# Supplied information

>> Begin

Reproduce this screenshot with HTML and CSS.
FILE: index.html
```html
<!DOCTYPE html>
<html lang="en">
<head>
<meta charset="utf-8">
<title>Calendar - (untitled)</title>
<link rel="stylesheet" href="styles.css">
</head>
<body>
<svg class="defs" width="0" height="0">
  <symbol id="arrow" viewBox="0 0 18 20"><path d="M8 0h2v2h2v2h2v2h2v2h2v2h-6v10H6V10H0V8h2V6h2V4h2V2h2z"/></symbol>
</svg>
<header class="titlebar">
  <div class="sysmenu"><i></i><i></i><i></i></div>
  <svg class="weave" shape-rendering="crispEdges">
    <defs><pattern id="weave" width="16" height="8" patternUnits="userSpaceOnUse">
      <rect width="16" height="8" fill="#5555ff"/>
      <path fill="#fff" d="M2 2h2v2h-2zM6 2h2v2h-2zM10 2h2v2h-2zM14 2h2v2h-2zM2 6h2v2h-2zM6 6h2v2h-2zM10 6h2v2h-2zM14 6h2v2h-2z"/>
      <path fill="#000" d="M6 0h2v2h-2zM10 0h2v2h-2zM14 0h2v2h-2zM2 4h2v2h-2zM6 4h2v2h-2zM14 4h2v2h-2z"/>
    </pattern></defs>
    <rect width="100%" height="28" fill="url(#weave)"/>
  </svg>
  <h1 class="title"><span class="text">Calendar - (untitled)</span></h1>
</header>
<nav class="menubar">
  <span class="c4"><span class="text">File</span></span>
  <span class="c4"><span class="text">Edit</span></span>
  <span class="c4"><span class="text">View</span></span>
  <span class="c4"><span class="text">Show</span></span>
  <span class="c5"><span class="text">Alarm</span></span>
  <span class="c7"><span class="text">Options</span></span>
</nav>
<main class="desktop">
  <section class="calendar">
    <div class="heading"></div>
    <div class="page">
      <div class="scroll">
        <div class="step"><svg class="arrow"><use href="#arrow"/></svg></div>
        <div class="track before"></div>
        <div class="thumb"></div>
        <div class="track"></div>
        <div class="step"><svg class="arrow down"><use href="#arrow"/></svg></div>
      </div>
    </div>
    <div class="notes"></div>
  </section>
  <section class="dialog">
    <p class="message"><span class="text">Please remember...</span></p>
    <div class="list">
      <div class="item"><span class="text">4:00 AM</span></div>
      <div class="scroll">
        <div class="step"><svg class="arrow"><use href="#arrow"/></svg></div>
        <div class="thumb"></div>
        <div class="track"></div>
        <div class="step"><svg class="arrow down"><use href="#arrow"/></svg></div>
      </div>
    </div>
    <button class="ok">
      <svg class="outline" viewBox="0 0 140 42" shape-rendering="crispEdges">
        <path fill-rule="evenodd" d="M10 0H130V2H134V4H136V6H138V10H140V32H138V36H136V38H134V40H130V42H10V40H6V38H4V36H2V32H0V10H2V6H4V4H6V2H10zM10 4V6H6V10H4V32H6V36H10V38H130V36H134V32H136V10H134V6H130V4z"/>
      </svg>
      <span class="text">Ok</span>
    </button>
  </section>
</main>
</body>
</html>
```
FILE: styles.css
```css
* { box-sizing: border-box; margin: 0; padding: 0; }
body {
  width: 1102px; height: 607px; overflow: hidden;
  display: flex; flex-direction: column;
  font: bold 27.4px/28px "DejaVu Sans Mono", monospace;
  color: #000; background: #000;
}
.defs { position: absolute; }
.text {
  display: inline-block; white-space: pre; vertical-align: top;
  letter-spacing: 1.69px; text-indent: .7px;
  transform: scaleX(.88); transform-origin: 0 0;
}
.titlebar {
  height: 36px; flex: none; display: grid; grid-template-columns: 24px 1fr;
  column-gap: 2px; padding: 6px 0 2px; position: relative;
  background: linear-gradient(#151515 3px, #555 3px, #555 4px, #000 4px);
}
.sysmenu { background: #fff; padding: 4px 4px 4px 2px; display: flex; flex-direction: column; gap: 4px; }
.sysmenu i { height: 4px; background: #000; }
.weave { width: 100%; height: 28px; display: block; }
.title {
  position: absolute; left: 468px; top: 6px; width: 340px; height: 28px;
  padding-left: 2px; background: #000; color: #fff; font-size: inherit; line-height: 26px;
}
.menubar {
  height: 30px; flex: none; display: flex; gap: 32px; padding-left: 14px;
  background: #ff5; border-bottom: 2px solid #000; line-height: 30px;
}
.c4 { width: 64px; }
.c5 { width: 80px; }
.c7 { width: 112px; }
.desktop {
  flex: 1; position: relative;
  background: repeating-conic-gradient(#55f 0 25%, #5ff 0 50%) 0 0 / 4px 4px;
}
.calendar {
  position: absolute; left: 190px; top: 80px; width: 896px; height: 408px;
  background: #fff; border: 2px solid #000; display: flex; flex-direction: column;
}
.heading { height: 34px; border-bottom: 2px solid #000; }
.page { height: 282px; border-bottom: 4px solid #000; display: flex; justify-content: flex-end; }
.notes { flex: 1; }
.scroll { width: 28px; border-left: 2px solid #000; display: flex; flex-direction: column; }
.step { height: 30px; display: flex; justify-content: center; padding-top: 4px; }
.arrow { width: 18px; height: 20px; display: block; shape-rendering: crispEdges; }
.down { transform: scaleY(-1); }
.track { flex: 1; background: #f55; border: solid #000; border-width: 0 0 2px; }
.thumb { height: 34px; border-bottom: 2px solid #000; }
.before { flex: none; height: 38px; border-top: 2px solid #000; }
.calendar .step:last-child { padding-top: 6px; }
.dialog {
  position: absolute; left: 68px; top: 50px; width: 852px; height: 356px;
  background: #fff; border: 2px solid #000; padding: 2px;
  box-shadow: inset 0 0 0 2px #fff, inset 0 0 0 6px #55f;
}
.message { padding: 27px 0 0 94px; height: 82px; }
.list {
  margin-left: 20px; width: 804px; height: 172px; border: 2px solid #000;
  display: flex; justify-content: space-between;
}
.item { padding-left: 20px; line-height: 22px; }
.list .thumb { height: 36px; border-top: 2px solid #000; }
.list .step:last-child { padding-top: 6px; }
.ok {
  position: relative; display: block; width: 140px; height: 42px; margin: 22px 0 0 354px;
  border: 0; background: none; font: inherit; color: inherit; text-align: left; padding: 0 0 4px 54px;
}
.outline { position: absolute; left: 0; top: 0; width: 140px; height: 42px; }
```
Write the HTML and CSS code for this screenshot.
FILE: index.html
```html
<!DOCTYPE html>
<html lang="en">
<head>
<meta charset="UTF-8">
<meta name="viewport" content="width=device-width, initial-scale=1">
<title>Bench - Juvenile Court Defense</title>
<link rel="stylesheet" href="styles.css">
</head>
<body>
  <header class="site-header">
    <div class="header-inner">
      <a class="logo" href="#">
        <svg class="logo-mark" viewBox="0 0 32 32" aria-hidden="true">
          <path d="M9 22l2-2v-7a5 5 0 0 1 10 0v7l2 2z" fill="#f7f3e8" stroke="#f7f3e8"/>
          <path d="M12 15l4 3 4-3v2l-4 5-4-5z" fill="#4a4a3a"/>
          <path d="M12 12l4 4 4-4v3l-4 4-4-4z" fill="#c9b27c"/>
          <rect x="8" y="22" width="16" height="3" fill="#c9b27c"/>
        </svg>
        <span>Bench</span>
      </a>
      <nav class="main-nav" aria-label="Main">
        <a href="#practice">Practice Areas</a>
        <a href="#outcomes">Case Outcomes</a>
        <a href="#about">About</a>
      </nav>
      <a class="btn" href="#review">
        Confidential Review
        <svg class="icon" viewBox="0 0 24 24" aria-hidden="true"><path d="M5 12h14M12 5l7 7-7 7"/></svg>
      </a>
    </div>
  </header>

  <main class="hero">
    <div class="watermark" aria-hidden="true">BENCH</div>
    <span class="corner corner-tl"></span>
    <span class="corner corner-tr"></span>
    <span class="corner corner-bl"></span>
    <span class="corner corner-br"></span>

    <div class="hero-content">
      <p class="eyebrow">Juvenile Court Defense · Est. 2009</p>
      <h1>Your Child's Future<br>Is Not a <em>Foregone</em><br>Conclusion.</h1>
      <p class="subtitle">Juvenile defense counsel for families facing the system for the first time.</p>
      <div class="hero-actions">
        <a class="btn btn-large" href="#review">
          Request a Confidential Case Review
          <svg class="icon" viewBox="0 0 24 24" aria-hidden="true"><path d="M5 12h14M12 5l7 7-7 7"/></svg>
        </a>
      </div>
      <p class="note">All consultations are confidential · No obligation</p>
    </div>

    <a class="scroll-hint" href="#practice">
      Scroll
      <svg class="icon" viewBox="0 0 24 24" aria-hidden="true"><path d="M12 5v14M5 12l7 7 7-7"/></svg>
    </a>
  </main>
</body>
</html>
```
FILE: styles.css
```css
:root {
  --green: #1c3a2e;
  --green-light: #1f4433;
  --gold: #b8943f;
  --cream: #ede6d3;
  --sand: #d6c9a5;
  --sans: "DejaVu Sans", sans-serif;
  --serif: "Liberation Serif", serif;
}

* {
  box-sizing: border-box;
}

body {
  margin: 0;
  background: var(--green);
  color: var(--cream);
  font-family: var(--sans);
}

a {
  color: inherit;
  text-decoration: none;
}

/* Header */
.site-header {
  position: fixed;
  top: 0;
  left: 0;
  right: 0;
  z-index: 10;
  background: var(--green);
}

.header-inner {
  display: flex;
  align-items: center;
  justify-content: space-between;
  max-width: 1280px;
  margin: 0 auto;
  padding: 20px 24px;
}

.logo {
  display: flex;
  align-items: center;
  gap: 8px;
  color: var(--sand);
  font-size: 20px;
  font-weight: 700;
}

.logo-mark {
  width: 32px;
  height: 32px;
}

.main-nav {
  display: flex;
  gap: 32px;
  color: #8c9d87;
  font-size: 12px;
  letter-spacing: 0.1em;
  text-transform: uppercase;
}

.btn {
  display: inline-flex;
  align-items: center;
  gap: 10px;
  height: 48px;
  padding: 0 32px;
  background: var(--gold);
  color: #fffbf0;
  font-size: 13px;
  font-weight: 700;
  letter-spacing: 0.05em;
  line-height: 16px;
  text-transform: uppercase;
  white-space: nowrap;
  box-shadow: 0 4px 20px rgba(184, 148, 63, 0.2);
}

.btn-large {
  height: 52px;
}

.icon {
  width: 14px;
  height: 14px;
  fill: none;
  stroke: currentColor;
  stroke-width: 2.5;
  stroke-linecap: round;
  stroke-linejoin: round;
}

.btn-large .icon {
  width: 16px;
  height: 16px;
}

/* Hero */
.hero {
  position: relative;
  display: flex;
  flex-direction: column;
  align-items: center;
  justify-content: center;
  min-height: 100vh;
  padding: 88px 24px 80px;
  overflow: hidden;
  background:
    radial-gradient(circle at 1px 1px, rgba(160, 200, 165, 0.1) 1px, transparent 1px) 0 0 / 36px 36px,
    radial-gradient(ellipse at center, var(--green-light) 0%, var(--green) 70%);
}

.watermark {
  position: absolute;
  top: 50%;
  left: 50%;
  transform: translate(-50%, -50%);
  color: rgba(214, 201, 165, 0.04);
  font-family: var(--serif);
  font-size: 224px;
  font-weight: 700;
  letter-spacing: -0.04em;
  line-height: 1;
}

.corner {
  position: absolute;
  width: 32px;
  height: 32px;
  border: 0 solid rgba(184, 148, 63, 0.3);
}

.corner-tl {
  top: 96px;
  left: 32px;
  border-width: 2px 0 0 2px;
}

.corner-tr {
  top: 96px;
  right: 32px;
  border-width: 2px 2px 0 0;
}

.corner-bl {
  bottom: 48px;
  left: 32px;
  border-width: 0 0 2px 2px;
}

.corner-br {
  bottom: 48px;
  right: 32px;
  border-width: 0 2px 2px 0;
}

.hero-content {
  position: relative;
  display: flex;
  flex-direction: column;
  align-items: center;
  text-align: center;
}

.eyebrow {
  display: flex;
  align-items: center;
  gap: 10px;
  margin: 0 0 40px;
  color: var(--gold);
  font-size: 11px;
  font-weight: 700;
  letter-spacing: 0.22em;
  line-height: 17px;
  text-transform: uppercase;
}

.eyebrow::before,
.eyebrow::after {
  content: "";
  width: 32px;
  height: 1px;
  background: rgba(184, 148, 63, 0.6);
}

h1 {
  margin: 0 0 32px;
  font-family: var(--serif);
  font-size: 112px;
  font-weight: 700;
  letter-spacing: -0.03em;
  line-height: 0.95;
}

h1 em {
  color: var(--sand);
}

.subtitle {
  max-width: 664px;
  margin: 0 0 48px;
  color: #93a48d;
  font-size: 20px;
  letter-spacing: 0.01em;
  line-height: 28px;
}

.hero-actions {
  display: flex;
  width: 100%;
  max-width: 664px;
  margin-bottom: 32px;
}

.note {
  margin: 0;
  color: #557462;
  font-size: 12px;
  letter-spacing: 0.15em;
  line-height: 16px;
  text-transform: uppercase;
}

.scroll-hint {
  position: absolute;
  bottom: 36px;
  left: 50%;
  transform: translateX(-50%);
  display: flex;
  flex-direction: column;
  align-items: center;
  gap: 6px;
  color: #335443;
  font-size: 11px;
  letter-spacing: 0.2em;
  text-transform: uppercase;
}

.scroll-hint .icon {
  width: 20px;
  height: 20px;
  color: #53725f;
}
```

>> End

# Given task
Your answer should be a single number: how many lines of the material contain the word "screenshot".

# Task solution
2